▶ **Task description**
Set the listing down again in full, word for word, with the pictures left out.

▶ **Dataset extract**

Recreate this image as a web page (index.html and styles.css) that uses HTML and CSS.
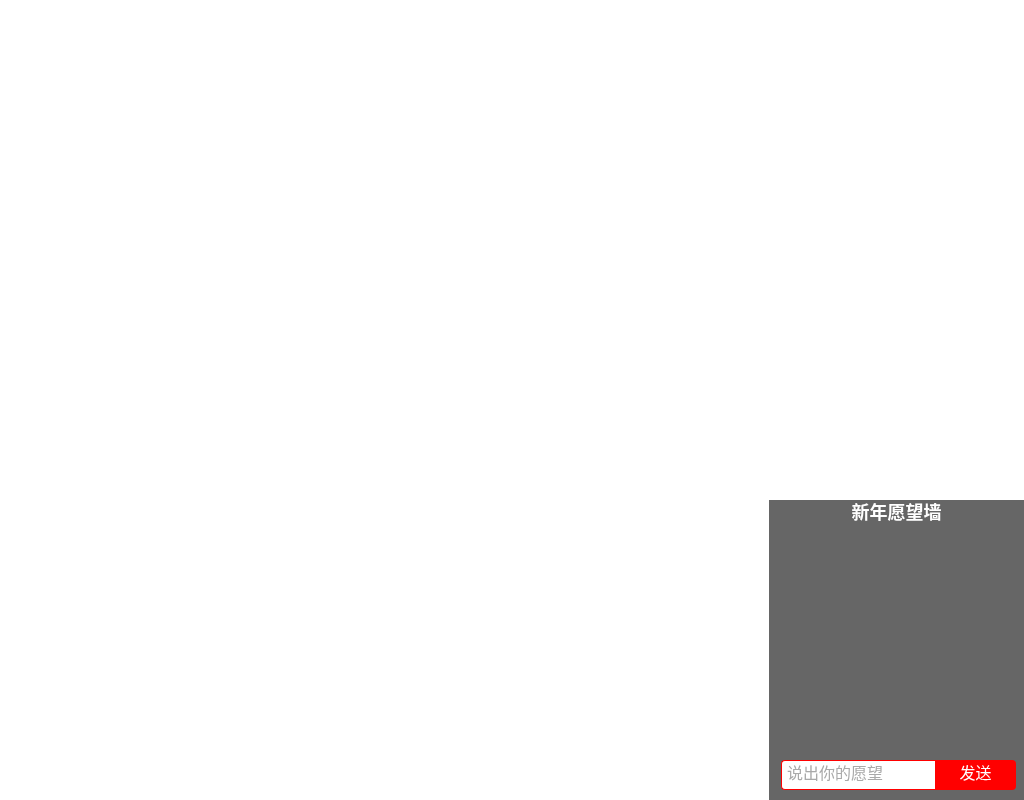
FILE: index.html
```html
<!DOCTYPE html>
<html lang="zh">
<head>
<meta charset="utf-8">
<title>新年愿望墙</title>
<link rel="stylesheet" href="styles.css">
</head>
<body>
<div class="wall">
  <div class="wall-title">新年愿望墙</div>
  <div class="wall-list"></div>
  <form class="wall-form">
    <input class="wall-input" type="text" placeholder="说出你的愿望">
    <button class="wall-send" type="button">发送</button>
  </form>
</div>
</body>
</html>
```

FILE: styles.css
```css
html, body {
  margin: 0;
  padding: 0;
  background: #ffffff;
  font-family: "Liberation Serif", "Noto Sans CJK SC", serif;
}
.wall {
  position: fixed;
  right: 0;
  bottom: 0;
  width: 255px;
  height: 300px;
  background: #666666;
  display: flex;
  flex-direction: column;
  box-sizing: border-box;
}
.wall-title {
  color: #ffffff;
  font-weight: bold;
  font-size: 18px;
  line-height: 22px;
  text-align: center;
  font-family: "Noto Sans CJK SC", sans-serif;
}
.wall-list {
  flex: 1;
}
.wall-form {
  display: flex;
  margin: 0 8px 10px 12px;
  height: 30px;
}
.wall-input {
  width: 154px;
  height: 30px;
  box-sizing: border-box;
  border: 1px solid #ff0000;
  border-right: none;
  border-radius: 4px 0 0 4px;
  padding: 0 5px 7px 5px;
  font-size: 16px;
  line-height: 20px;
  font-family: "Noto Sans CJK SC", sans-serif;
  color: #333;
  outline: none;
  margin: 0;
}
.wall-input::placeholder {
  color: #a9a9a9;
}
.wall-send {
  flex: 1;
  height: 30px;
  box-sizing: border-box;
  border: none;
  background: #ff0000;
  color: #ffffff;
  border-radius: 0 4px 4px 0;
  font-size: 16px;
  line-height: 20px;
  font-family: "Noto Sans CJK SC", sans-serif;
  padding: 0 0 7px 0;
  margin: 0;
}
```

▶ **Response to the exercise**
Recreate this image as a web page (index.html and styles.css) that uses HTML and CSS.
FILE: index.html
```html
<!DOCTYPE html>
<html lang="zh">
<head>
<meta charset="utf-8">
<title>新年愿望墙</title>
<link rel="stylesheet" href="styles.css">
</head>
<body>
<div class="wall">
  <div class="wall-title">新年愿望墙</div>
  <div class="wall-list"></div>
  <form class="wall-form">
    <input class="wall-input" type="text" placeholder="说出你的愿望">
    <button class="wall-send" type="button">发送</button>
  </form>
</div>
</body>
</html>
```

FILE: styles.css
```css
html, body {
  margin: 0;
  padding: 0;
  background: #ffffff;
  font-family: "Liberation Serif", "Noto Sans CJK SC", serif;
}
.wall {
  position: fixed;
  right: 0;
  bottom: 0;
  width: 255px;
  height: 300px;
  background: #666666;
  display: flex;
  flex-direction: column;
  box-sizing: border-box;
}
.wall-title {
  color: #ffffff;
  font-weight: bold;
  font-size: 18px;
  line-height: 22px;
  text-align: center;
  font-family: "Noto Sans CJK SC", sans-serif;
}
.wall-list {
  flex: 1;
}
.wall-form {
  display: flex;
  margin: 0 8px 10px 12px;
  height: 30px;
}
.wall-input {
  width: 154px;
  height: 30px;
  box-sizing: border-box;
  border: 1px solid #ff0000;
  border-right: none;
  border-radius: 4px 0 0 4px;
  padding: 0 5px 7px 5px;
  font-size: 16px;
  line-height: 20px;
  font-family: "Noto Sans CJK SC", sans-serif;
  color: #333;
  outline: none;
  margin: 0;
}
.wall-input::placeholder {
  color: #a9a9a9;
}
.wall-send {
  flex: 1;
  height: 30px;
  box-sizing: border-box;
  border: none;
  background: #ff0000;
  color: #ffffff;
  border-radius: 0 4px 4px 0;
  font-size: 16px;
  line-height: 20px;
  font-family: "Noto Sans CJK SC", sans-serif;
  padding: 0 0 7px 0;
  margin: 0;
}
```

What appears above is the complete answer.